Aim >> State the number of lines, and only that number, in which the word "React" appears.
## Begin Raw data
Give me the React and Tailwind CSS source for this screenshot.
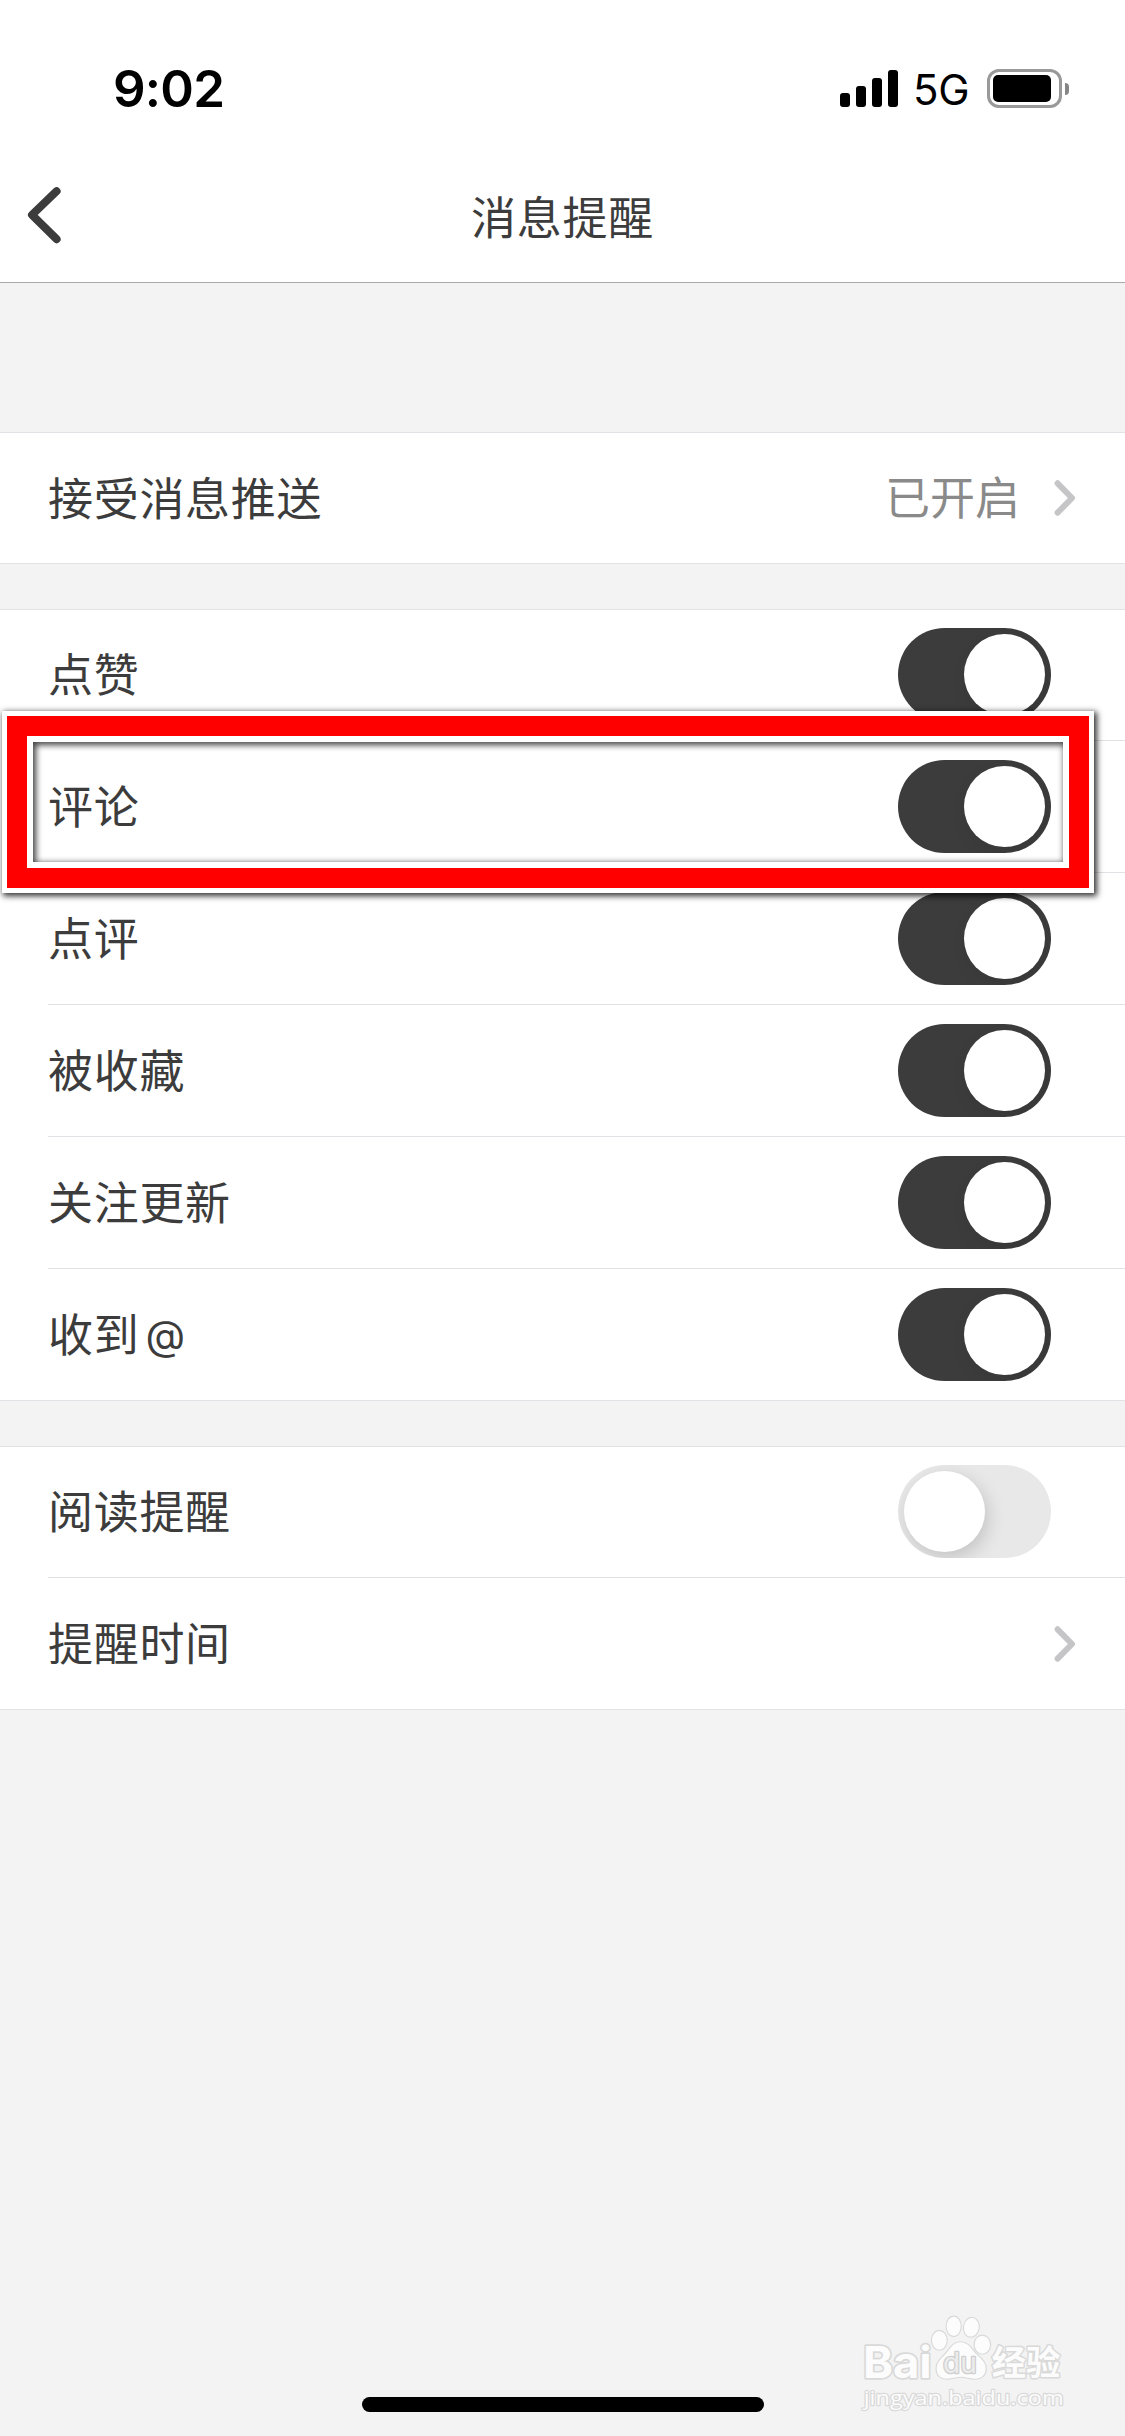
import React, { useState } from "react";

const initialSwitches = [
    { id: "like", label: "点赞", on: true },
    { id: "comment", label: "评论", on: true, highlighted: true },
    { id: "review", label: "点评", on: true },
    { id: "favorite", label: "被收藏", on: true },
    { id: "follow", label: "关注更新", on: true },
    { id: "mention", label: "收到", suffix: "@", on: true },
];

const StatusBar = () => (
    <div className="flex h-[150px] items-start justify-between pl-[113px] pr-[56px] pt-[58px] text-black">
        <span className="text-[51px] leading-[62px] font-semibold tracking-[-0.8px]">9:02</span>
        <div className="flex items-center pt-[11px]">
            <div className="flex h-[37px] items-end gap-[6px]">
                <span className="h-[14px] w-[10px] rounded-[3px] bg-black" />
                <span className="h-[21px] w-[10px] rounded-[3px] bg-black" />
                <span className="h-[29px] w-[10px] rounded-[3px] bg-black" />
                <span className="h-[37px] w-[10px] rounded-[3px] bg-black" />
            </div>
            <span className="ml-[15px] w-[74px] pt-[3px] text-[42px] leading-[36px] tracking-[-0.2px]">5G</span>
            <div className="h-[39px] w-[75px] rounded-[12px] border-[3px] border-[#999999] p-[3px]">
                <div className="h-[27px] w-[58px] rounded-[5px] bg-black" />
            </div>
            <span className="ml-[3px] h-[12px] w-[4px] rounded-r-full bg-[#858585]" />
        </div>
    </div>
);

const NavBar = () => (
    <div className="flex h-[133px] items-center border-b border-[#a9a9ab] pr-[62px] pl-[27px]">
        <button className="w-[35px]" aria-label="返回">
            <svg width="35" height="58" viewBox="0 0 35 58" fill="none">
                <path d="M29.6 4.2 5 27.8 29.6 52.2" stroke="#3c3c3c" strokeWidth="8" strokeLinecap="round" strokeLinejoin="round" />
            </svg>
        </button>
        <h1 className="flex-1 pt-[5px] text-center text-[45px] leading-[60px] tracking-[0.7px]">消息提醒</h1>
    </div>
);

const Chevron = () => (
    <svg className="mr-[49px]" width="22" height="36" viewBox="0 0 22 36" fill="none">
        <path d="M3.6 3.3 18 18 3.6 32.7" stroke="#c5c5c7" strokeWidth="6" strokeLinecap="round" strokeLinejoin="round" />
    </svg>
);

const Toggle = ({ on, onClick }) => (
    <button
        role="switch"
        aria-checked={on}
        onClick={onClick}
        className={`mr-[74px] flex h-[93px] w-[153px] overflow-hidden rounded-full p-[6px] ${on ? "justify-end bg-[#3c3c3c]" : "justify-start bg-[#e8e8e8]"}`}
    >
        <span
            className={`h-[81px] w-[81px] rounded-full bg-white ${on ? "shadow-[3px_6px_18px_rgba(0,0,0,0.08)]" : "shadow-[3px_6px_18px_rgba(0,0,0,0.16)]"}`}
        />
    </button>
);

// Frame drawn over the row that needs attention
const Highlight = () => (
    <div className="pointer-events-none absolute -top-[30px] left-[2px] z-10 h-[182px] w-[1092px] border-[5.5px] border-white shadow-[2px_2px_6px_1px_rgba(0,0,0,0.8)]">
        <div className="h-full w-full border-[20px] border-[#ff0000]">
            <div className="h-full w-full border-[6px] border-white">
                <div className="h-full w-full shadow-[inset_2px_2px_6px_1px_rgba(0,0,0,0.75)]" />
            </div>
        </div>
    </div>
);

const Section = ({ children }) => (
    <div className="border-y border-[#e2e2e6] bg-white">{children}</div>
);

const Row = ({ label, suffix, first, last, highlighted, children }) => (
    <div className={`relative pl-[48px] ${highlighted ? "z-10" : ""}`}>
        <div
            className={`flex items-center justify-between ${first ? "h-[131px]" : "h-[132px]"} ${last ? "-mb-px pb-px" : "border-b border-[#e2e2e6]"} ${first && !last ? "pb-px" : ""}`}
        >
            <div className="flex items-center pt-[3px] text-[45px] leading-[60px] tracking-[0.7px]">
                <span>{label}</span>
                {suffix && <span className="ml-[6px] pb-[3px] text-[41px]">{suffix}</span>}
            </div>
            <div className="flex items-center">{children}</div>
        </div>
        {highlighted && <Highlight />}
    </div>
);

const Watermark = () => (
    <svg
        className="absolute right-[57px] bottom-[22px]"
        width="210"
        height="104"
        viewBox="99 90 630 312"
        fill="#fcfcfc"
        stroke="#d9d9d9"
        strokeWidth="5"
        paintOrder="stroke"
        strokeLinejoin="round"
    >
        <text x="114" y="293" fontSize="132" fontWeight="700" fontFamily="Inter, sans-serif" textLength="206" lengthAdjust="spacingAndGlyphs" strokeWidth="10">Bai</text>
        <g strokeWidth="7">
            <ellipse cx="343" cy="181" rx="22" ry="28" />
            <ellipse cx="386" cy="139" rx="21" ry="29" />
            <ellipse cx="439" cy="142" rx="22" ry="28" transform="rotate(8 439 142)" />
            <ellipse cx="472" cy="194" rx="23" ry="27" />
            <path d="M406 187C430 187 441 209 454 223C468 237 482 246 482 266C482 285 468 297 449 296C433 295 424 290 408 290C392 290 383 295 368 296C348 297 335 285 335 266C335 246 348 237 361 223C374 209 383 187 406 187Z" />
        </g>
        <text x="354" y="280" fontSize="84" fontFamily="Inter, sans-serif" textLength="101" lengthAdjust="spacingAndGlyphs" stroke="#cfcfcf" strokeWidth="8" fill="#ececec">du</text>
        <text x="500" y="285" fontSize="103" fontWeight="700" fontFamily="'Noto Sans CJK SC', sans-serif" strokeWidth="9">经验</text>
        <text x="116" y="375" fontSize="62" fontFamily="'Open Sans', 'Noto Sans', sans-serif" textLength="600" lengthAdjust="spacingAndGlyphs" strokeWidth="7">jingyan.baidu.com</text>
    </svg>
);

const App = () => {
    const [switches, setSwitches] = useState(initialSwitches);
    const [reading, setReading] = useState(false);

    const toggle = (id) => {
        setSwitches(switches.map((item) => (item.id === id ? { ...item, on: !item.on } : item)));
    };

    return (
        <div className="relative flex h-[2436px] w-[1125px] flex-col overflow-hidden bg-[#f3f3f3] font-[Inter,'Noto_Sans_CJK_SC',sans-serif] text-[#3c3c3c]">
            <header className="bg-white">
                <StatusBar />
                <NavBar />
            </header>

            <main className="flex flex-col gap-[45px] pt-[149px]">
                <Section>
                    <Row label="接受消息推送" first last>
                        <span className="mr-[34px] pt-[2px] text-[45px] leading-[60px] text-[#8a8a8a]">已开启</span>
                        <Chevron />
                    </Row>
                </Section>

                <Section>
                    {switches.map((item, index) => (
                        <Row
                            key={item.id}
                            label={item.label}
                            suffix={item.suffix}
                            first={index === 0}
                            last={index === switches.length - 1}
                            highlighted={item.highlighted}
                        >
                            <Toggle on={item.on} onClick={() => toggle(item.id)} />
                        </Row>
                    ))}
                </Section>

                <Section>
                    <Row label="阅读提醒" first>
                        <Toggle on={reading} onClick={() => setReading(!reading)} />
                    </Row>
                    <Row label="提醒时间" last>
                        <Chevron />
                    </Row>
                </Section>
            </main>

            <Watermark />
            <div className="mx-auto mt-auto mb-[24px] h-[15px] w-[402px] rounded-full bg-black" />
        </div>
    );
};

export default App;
## End Raw data
Result for this exercise >> 2